Microsoft System Center SP1 allows customers to manage Azure services and on-premises Microsoft assets from a single console

By Joab Jackson
January 15, 2013 02:43 PM ET

IDG News Service - With the release of the first service pack for Microsoft System Center 2012, Microsoft is taking another step in its ambitious goal of helping customers manage their on-premises IT and Microsoft Azure cloud services with a single set of IT management controls.

"System Center delivers a single control plane for IT to manage not just the infrastructure throughout the cloud, but the application platform and respective applications as well," said Michael Park, Microsoft corporate vice president of marketing for server and tools. "Windows Server 2012 and Windows System Center 2012 enable hybrid IT across private, hosted and public clouds."

Realizing this goal is a challenging one for Microsoft because it must coordinate the features among its Windows Server software, its Azure cloud service and System Center, which will increasingly serve as a single management console for both Azure and Windows Server deployments.

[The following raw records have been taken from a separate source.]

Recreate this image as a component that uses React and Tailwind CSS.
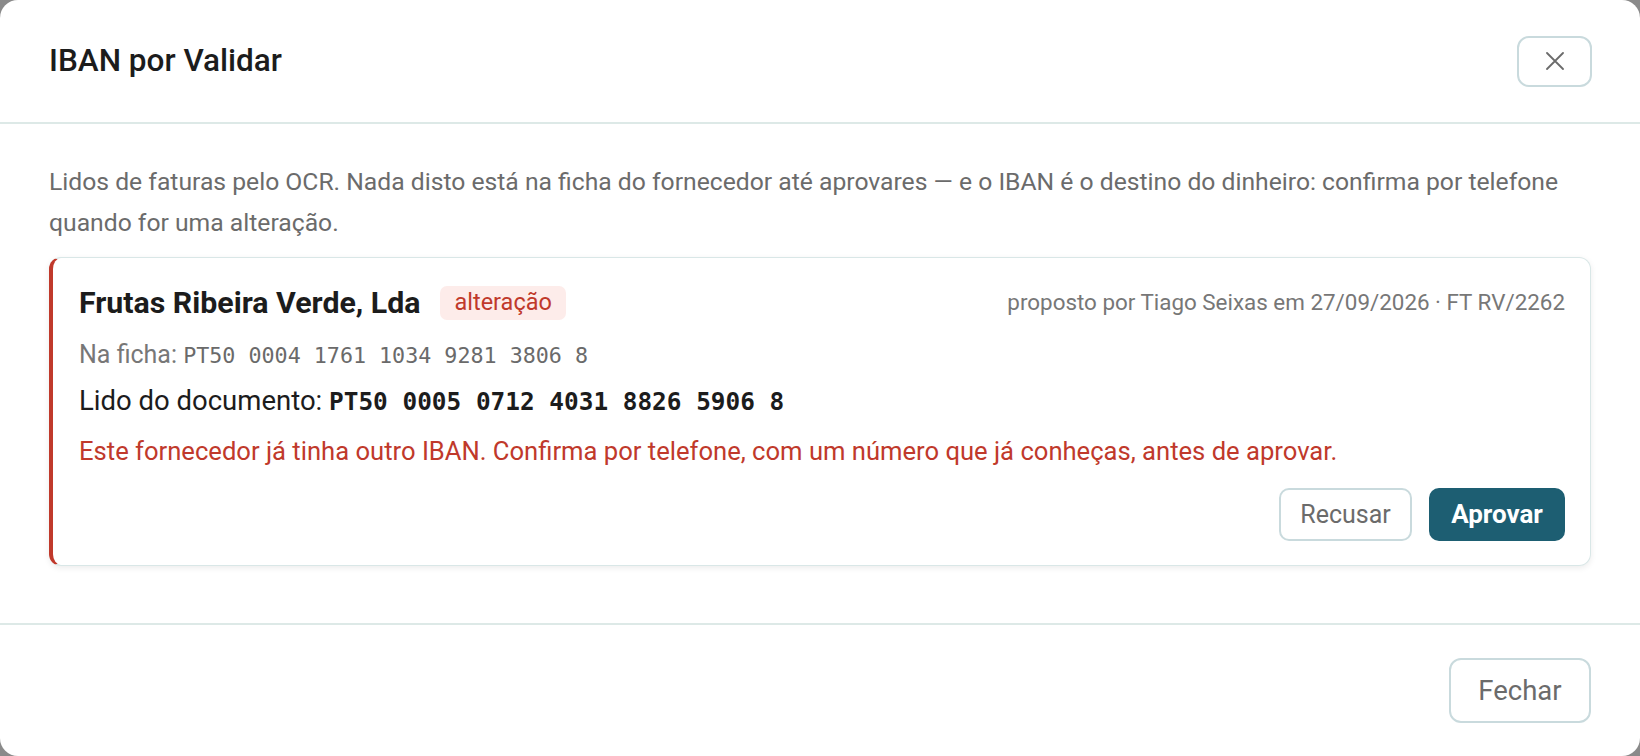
const sans = { fontFamily: "Roboto, 'Noto Sans', sans-serif" }

const CloseIcon = () => (
  <svg width="18" height="18" viewBox="0 0 18 18" fill="none">
    <path d="M1 1L17 17M17 1L1 17" stroke="#6b6b6b" strokeWidth="1.8" strokeLinecap="round" />
  </svg>
)

const IbanCard = () => (
  <div className="mt-[14px] rounded-[12px] border border-[#d9e7e7] border-l-4 border-l-[#c0392b] bg-white pl-[26px] pr-[25px] pt-[27px] pb-[24px] shadow-[0_2px_6px_rgba(0,0,0,0.08)]">
    <div className="flex h-[36px] items-center justify-between">
      <div className="flex items-center gap-[20px]">
        <h3 className="text-[30.3px] font-bold text-[#1c1c1c]">Frutas Ribeira Verde, Lda</h3>
        <span className="flex h-[34px] items-center rounded-[7px] bg-[#fdecea] px-[14px] text-[23.5px] text-[#c0392b]">
          alteração
        </span>
      </div>
      <p className="text-[22.4px] text-[#777]">proposto por Tiago Seixas em 27/09/2026 · FT RV/2262</p>
    </div>
    <p className="mt-[18px] text-[25px] leading-[32px] text-[#777]">
      Na ficha:{" "}
      <span className="font-['DejaVu_Sans_Mono',monospace] text-[21.7px] text-[#6a6a6a]">PT50 0004 1761 1034 9281 3806 8</span>
    </p>
    <p className="mt-[12px] text-[27.5px] leading-[34px] text-[#1c1c1c]">
      Lido do documento:{" "}
      <span className="font-['DejaVu_Sans_Mono',monospace] text-[24.4px] font-bold">PT50 0005 0712 4031 8826 5906 8</span>
    </p>
    <p className="mt-[15px] text-[25.6px] leading-[34px] text-[#c0392b]">
      Este fornecedor já tinha outro IBAN. Confirma por telefone, com um número que já conheças, antes de aprovar.
    </p>
    <div className="mt-[20px] flex justify-end gap-[17px]">
      <button className="h-[53px] w-[133px] rounded-[10px] border-2 border-[#c9dadd] bg-white text-[25px] text-[#6b6b6b]">
        Recusar
      </button>
      <button className="h-[53px] w-[136px] rounded-[10px] bg-[#1d5e72] text-[26px] font-bold text-white">
        Aprovar
      </button>
    </div>
  </div>
)

export default function App() {
  return (
    <div className="h-[756px] w-full bg-[#8a8a8a]" style={sans}>
      <div className="flex h-full flex-col overflow-hidden rounded-[18px] bg-white">
        <header className="flex h-[124px] shrink-0 items-center justify-between border-b-2 border-[#dde9e7] pl-[49px] pr-[48px]">
          <h2 className="text-[31.5px] font-medium text-[#1c1c1c]">IBAN por Validar</h2>
          <button className="flex h-[51px] w-[75px] items-center justify-center rounded-[12px] border-2 border-[#c9dadd] bg-white">
            <CloseIcon />
          </button>
        </header>
        <main className="flex-1 px-[49px] pt-[37px]">
          <p className="text-[24.7px] leading-[41px] text-[#6b6b6b]">
            Lidos de faturas pelo OCR. Nada disto está na ficha do fornecedor até aprovares — e o IBAN é o destino do dinheiro: confirma por telefone quando for uma alteração.
          </p>
          <IbanCard />
        </main>
        <footer className="flex h-[133px] shrink-0 justify-end border-t-2 border-[#dde9e7] pr-[49px] pt-[33px]">
          <button className="h-[65px] w-[142px] rounded-[12px] border-2 border-[#c9dadd] bg-white text-[27.5px] text-[#6b6b6b]">
            Fechar
          </button>
        </footer>
      </div>
    </div>
  )
}
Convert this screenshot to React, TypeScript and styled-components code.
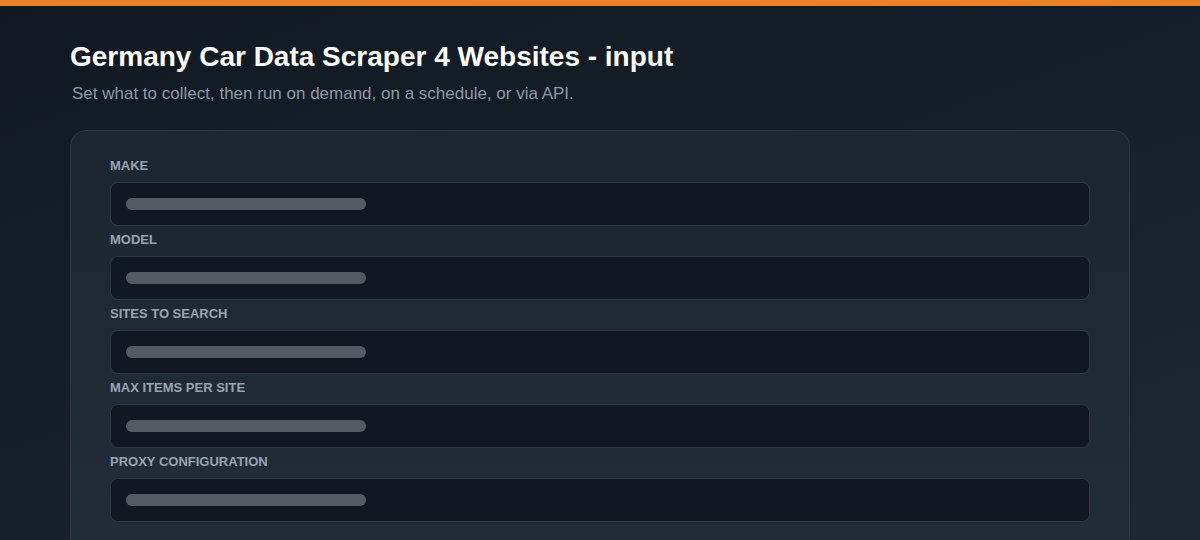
import styled, { createGlobalStyle } from "styled-components";

const GlobalStyle = createGlobalStyle`
  html, body {
    margin: 0;
    padding: 0;
  }
  body {
    background: #131b24;
    font-family: "Liberation Sans", Arial, sans-serif;
  }
`;

const Page = styled.div`
  width: 1200px;
  height: 540px;
  overflow: hidden;
  box-sizing: border-box;
  border-top: 6px solid #e8822a;
  background: linear-gradient(160deg, #111821 0%, #17212b 55%, #1c2834 100%);
  padding: 0 70px;
`;

const Title = styled.h1`
  margin: 34px 0 0;
  font-size: 28px;
  line-height: 34px;
  font-weight: 700;
  color: #ffffff;
`;

const Subtitle = styled.p`
  margin: 9px 0 0 2px;
  font-size: 17px;
  line-height: 22px;
  color: #8e99a6;
`;

const Card = styled.div`
  margin-top: 25px;
  border: 1px solid #2a3643;
  border-radius: 16px;
  background: linear-gradient(180deg, #1c2630 0%, #212d39 100%);
  padding: 27px 39px 40px;
  display: flex;
  flex-direction: column;
  gap: 6px;
`;

const Field = styled.div`
  display: flex;
  flex-direction: column;
  gap: 8px;
`;

const Label = styled.label`
  font-size: 13px;
  line-height: 16px;
  font-weight: 700;
  text-transform: uppercase;
  color: #98a4b1;
`;

const Input = styled.div`
  height: 42px;
  border: 1px solid #2c3846;
  border-radius: 8px;
  background: #111821;
  display: flex;
  align-items: center;
  padding: 0 15px;
`;

const Placeholder = styled.div<{ $w: number }>`
  width: ${(p) => p.$w}px;
  height: 12px;
  border-radius: 6px;
  background: #545a62;
`;

const fields = [
  "Make",
  "Model",
  "Sites to search",
  "Max items per site",
  "Proxy configuration",
];

export default function App() {
  return (
    <>
      <GlobalStyle />
      <Page>
        <Title>Germany Car Data Scraper 4 Websites - input</Title>
        <Subtitle>
          Set what to collect, then run on demand, on a schedule, or via API.
        </Subtitle>
        <Card>
          {fields.map((f) => (
            <Field key={f}>
              <Label>{f}</Label>
              <Input>
                <Placeholder $w={240} />
              </Input>
            </Field>
          ))}
        </Card>
      </Page>
    </>
  );
}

Microsoft System Center Service Pack 1 (SP1) augments System Center Service 12 -- which was released last April -- with a number of new features to manage hybrid deployments.

Microsoft System Center SP1 is the first version of the software to fully manage the new advanced features in Microsoft's Windows Server 2012, released in September, noted Andrew Conway, Microsoft director of marketing. The new Windows server OS offers many network virtualization features such as the ability to manage IP addresses.

"Critical to the idea of moving around virtualizations is the ability to isolate IP addresses in software thereby [increasing] the ability to speed them across the infrastructure," Conway said. "We added all the capabilities into [System Center's] virtual machine management to really make that possible."

This is also the first version of System Center that will allow organizations to manage virtual machines both in house and on third-party Azure cloud services. Previously, System Center could be used to manage use of Microsoft's own Azure service, but not use of third-party Azure services. The new cloud controls will also provide a way for customers to back up their servers to a Windows Azure service.

Windows System Center SP1 also supports Global Service Monitor, a Windows Azure service launched Tuesday as a trial service, that measures Web application performance. Global Service Monitor will be fully available in March, Park said.

In addition to new tools for administrators, System Center 2012 SP1 also includes some goodies for third-party Azure hosting companies. System Center SP1 also includes a Service Provider Foundation API (application programming interface), which third-party Azure providers can use to provide self-service management for their customers. Microsoft has also released Windows Azure Services on Windows Server, which will allow hosting providers to offer Azure cloud services identical to Microsoft's.